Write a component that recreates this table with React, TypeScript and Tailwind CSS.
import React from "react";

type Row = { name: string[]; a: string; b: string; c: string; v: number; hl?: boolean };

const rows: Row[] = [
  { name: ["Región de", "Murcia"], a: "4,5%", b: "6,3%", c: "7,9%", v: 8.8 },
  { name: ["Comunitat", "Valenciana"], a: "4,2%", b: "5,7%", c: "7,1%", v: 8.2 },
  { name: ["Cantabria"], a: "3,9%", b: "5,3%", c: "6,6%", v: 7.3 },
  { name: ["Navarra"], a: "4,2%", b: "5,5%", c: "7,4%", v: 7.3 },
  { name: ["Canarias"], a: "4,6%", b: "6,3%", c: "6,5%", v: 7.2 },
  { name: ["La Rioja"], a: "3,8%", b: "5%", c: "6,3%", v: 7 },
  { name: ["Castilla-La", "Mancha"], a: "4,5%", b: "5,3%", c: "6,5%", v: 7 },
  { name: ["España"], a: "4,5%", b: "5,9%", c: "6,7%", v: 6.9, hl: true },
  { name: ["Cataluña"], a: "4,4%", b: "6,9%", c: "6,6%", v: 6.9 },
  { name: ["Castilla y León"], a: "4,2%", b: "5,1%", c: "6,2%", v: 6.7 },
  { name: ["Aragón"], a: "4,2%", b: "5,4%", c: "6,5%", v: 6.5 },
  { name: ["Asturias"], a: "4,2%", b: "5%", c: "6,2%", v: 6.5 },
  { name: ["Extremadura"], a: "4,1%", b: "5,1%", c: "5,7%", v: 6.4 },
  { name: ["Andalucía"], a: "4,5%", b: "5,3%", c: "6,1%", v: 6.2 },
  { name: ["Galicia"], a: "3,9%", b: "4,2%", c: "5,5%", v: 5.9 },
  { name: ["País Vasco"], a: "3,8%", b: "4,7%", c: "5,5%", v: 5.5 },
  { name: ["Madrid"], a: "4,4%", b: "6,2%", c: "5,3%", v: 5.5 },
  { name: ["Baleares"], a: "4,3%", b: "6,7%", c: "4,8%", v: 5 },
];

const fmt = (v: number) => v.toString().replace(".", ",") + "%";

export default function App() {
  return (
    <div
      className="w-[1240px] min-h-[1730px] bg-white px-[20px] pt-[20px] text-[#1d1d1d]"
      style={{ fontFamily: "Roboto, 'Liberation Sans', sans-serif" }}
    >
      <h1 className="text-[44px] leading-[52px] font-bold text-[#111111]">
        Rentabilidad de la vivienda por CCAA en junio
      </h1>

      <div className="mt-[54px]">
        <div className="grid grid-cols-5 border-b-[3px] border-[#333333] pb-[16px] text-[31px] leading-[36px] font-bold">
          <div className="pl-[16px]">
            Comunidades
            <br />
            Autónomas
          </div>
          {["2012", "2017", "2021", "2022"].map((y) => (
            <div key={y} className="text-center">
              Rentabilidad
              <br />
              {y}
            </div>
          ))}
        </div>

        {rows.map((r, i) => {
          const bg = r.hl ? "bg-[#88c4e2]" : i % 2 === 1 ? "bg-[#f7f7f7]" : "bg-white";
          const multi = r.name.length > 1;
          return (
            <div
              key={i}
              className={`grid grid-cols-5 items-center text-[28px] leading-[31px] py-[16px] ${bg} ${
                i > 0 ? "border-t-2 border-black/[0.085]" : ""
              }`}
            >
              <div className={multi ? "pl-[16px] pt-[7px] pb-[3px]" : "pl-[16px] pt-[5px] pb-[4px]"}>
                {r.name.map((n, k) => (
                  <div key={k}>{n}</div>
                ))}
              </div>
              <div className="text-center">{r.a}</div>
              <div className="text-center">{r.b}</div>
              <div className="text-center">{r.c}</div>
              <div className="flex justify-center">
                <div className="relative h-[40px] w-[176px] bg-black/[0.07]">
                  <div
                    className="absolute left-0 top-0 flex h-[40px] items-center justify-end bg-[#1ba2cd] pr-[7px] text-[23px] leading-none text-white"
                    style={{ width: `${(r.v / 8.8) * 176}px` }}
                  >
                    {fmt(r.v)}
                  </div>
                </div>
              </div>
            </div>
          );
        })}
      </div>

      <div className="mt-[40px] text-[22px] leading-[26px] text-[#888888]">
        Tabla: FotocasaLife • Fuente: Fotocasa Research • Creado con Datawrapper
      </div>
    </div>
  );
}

+ + + +

#### GOAL OF THE EXERCISE:
Copy out every line with the word "React".

#### TASK ANSWER:
Write a component that recreates this table with React, TypeScript and Tailwind CSS.
import React from "react";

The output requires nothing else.